An indorsement on a note does not prove itself, but requires some outside or extraneousevidence to show the handwriting of the alleged indorser.

[Ed. Note.—For other cases, see Bills and Notes, Cent. Dig. §§ 1822-1825; Dec. Dig. § 523.*]

6. Bills and Notes (§ 332*)—Transfer—Bona Fide Purchaser.

Under the express provisions of Revisal 1905, § 2205, an indorsee of a note secured by a deed of trust executed by a fraudulent purchaser of the property, to be deprived of his right to claim that he is a bona fide purchaser, must have had actual knowledge of the infirmity or defect in his title or knowledge of such facts that his action in taking the instrument amounted to bad faith.

[Ed.
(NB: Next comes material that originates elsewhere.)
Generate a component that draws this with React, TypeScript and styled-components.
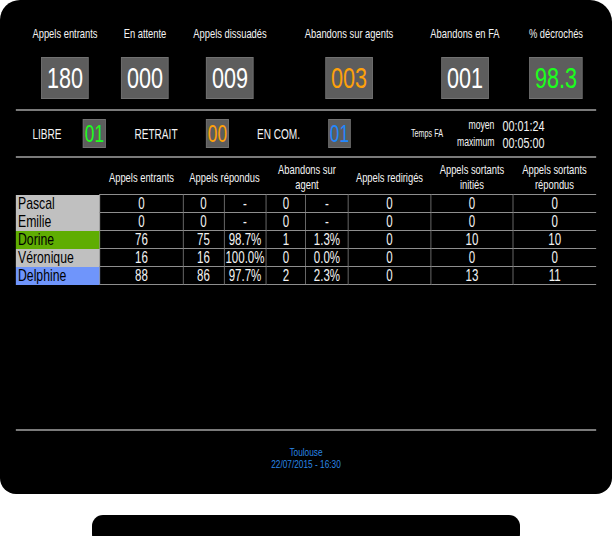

Note.—For other cases, see Bills and Notes, Cent. Dig. §§ 805, 815, 816; Dec. Dig. § 332.*]

7. Fraudulent Conveyances (§ 318*)—Creditors' Rights—Bona Fide Purchaser.

Where a conveyance was fraudulent as against creditors, and certain creditors attacked and defeated it on that ground after having attached the property, but it was sustained as to one intervener as a bona fide purchaser of notes secured by a deed of trust on the property, and another intervener was held not to be a bona fide purchaser and therefore not entitled to share in the proceeds of the property, complainants, as attaching creditors, were not entitled to subrogation to the share of the proceeds which the latter would have been entitled to had he been held a bona fide purchaser, as against the right of the other to have his claim paid in full before any of the proceeds could be applied to complainants' claims.

[Ed. Note.—For other cases, see Fraudulent Conveyances, Cent. Dig. § 981; Dec. Dig. § 318.*]

Appeal from Superior Court, Buncombe County; Harding, Judge.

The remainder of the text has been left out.